» **Record excerpts**
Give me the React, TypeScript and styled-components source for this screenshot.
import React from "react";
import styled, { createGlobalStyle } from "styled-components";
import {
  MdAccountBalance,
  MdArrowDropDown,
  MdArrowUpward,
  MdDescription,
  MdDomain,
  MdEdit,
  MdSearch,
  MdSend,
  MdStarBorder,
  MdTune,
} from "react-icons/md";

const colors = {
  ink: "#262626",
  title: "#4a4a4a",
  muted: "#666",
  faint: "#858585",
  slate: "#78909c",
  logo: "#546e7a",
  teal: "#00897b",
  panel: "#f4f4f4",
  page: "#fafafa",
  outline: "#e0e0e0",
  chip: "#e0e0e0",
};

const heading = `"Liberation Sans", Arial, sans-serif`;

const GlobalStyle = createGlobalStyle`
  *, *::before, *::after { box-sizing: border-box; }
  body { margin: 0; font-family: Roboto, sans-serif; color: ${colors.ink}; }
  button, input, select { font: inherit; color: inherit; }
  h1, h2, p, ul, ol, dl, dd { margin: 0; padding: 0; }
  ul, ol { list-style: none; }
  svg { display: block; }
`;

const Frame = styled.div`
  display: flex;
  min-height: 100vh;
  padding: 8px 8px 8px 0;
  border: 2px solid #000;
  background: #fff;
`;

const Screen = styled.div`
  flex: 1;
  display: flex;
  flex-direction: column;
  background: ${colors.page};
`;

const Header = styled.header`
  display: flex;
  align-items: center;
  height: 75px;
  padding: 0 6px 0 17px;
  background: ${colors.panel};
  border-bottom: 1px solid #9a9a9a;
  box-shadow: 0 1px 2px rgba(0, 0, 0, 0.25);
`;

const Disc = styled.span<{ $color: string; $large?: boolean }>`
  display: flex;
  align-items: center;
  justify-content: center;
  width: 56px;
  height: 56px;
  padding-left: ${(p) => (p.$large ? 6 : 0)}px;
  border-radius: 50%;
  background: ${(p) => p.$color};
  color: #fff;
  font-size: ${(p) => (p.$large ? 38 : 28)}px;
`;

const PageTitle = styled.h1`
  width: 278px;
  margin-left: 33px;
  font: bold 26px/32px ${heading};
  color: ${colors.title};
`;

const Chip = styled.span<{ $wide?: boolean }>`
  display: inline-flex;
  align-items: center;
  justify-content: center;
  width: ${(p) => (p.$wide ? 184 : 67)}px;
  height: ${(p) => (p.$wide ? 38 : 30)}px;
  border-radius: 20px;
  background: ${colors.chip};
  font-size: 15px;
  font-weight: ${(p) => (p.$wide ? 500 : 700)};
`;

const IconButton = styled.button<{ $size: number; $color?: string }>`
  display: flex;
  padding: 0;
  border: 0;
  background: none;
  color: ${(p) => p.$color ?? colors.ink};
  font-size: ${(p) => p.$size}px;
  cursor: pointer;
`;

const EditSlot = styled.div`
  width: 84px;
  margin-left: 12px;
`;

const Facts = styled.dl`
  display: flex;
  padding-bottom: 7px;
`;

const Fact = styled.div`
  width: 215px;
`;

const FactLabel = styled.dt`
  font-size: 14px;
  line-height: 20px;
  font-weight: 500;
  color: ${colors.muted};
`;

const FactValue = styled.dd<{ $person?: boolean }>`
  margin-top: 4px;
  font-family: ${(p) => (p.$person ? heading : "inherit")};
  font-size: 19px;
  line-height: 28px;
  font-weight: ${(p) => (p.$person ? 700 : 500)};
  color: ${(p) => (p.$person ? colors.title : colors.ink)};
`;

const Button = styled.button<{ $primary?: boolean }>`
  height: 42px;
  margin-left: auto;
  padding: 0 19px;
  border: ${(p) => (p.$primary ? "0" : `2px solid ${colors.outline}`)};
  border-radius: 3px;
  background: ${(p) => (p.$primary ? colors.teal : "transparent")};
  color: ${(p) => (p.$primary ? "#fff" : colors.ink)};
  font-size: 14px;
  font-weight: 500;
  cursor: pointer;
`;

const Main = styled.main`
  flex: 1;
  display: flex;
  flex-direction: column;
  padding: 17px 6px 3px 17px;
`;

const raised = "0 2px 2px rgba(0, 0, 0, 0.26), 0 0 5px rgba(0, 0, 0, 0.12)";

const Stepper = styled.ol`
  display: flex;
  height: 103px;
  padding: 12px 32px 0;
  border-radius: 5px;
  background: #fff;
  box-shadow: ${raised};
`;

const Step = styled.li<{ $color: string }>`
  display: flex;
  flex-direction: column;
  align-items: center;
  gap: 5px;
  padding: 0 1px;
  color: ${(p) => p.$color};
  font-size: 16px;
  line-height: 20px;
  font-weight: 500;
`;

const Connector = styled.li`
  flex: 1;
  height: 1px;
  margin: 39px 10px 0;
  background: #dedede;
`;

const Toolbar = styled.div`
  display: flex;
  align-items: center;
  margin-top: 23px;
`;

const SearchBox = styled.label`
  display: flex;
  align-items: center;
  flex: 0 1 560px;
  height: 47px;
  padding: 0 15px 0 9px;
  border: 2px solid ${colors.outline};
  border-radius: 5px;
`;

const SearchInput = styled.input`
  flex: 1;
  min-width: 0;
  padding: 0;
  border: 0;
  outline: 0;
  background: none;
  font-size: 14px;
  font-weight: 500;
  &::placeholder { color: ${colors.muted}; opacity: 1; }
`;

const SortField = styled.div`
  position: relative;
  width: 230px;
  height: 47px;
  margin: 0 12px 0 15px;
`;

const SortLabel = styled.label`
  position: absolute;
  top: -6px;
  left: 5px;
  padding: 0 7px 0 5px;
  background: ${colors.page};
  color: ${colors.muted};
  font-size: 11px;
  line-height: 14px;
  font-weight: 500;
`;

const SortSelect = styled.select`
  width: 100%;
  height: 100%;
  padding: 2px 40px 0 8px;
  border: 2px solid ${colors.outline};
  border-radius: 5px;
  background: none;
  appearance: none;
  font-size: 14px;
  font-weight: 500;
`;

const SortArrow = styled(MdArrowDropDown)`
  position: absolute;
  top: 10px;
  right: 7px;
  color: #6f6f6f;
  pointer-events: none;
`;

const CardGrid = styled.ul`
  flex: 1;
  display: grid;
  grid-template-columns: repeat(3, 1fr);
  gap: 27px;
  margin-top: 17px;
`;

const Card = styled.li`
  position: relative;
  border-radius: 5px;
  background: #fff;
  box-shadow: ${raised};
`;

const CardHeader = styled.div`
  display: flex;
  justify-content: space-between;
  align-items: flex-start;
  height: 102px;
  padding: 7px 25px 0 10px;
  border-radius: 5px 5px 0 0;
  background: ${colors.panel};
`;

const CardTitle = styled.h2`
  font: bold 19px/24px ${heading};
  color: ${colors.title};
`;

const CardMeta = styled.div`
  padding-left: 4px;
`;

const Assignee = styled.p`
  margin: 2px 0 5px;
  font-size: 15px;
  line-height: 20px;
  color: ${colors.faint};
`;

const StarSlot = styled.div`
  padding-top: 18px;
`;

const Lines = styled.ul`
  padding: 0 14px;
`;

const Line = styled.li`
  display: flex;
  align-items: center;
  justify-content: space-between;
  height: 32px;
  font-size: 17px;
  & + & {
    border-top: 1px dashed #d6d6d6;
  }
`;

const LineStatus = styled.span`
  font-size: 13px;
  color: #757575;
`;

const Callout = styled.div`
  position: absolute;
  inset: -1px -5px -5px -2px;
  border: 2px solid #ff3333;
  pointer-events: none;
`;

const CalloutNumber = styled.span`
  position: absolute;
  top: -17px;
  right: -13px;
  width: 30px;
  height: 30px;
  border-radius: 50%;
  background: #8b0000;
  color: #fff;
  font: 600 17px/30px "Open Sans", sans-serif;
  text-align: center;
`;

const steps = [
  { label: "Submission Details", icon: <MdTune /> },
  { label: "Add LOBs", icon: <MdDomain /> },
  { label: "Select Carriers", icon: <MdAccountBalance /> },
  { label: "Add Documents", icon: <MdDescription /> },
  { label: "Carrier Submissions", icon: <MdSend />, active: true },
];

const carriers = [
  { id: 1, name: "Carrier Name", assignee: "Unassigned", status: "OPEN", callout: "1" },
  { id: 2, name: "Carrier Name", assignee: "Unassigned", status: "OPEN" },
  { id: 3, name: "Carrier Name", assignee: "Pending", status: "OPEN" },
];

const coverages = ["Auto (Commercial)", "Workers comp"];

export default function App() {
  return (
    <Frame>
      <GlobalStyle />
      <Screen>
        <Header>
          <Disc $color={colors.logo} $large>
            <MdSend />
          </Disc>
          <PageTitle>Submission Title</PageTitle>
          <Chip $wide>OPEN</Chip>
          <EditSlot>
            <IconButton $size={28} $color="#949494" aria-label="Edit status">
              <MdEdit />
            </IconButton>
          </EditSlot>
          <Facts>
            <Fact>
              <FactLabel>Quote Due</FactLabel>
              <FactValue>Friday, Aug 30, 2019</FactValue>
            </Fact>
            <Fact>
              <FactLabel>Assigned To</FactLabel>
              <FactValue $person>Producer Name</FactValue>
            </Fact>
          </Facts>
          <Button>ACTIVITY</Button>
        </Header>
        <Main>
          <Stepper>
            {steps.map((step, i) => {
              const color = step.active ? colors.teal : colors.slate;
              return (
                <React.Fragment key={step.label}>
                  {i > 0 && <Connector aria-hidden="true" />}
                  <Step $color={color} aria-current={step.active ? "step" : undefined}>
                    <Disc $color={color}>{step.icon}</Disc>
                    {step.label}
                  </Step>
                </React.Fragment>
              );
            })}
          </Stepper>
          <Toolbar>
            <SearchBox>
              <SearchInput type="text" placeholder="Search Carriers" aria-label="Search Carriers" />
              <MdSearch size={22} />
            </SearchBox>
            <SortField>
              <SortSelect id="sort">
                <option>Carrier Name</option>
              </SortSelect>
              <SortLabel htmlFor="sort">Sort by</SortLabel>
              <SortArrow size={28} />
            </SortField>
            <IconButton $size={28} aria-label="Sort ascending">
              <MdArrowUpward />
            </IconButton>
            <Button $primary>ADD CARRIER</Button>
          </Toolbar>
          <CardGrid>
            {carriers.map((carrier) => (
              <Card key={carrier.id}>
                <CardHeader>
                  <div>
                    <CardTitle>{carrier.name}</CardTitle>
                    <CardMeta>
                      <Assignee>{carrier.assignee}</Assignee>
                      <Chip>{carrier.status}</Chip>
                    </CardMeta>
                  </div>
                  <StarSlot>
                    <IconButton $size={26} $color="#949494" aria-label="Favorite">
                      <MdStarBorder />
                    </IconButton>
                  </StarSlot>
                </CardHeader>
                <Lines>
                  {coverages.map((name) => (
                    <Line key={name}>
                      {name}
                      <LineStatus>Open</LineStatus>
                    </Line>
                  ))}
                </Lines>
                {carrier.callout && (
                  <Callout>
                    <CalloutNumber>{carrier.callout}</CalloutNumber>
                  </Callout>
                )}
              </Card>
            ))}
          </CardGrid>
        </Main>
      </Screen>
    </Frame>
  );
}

* * *

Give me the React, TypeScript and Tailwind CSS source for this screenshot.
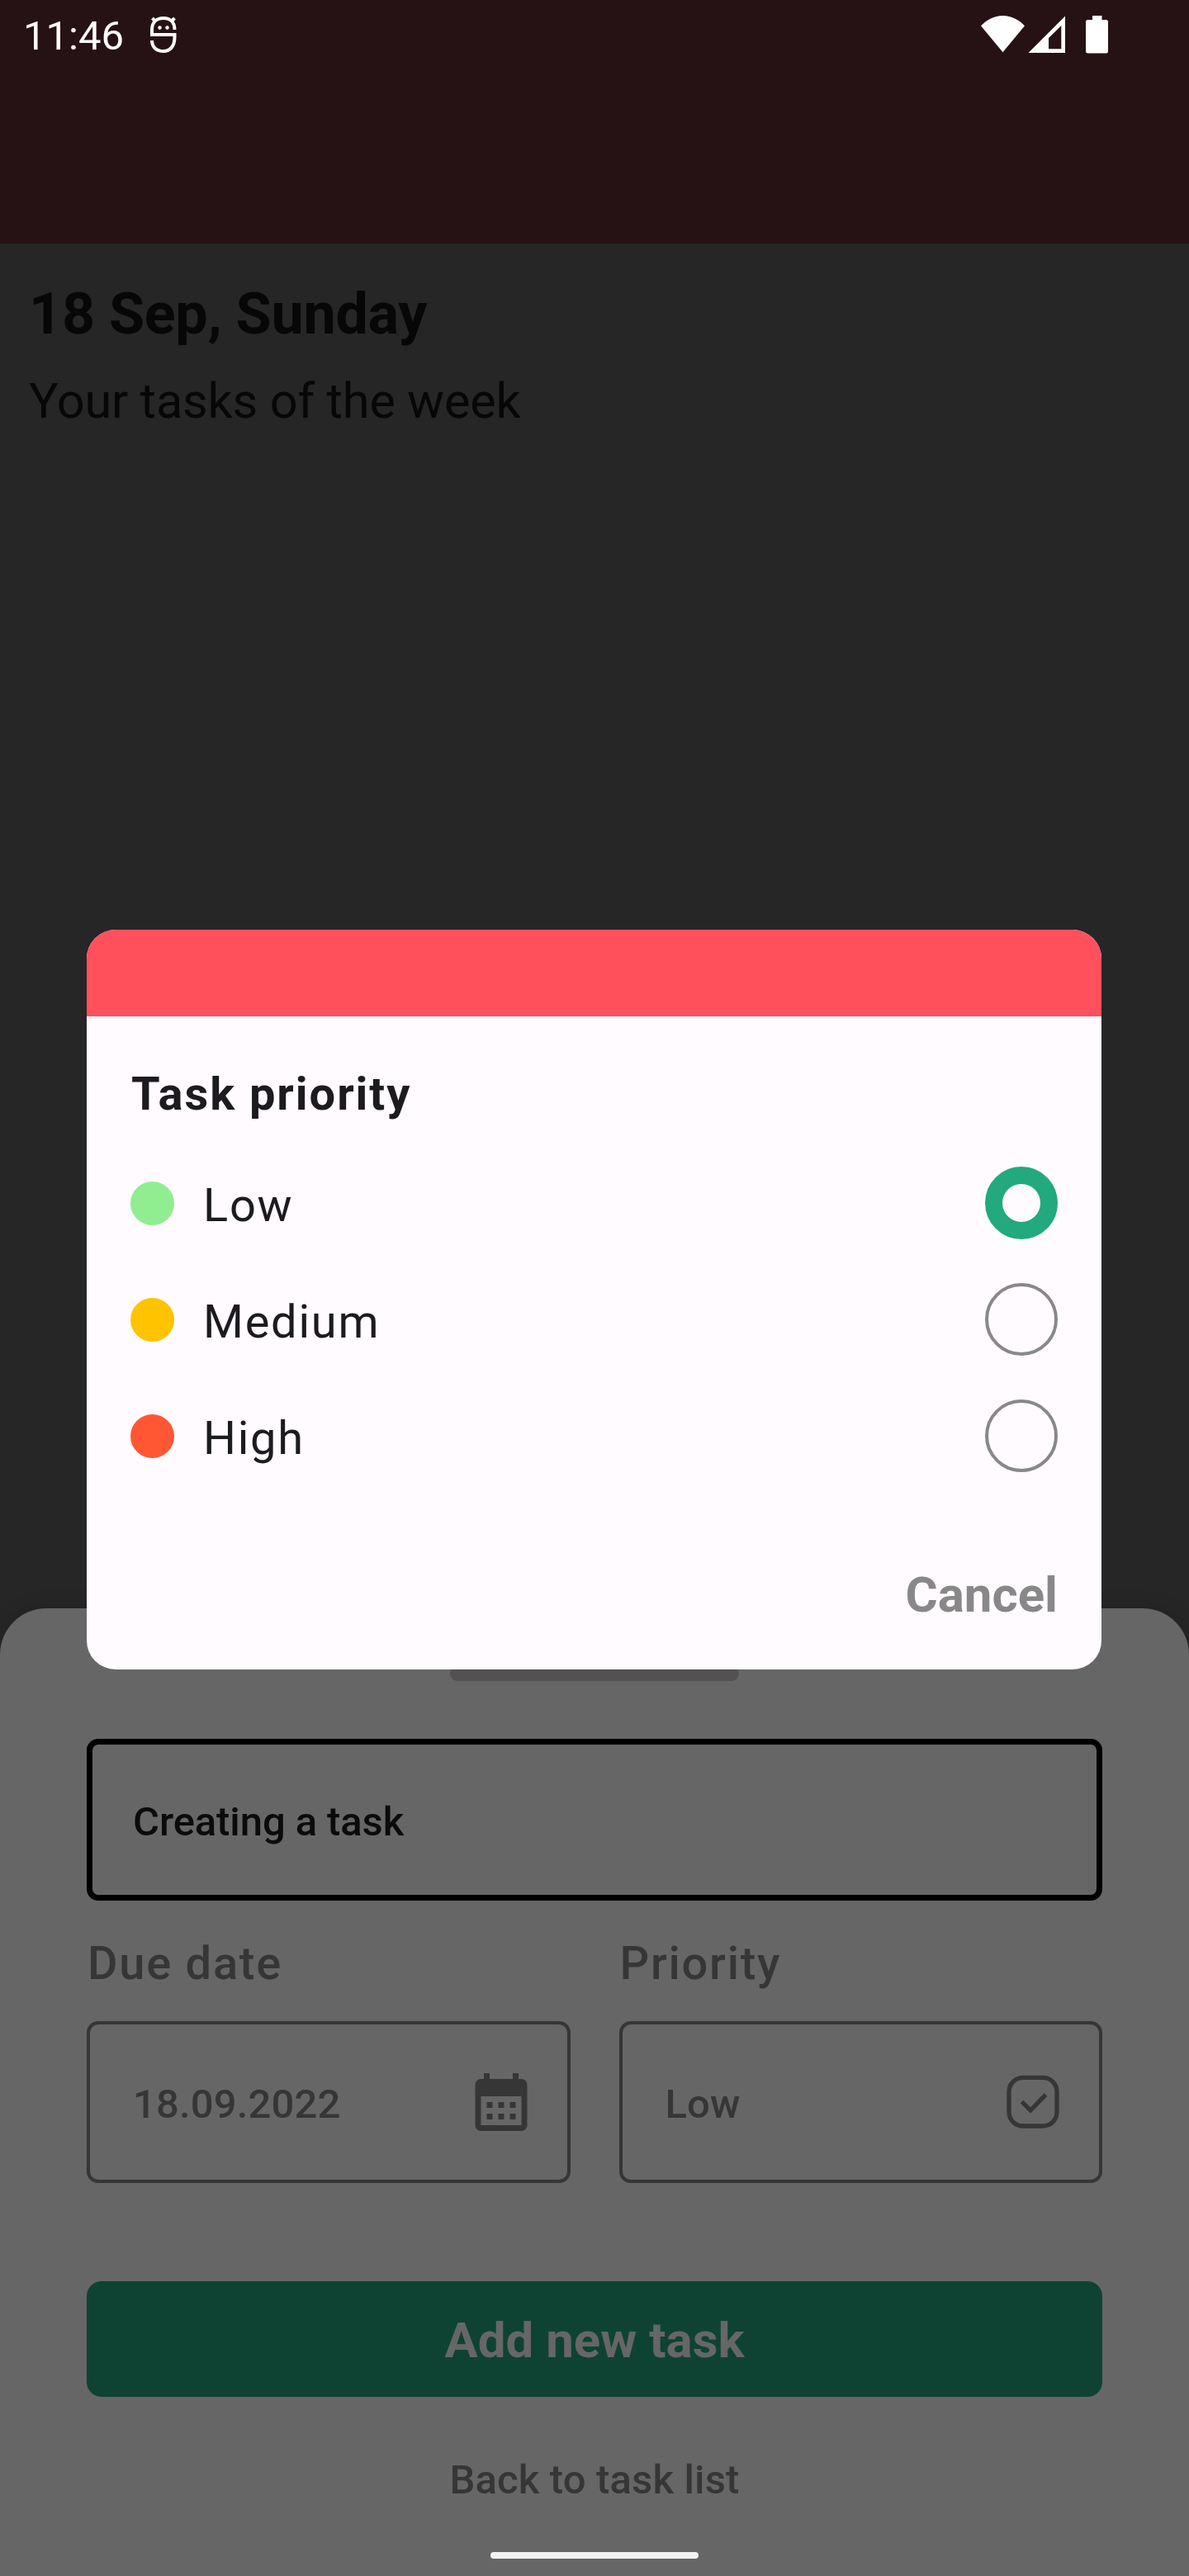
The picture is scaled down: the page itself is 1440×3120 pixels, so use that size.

» **What to produce**
Give only the number of lines in the material above that include the word "TypeScript".

» **Result of the exercise**
2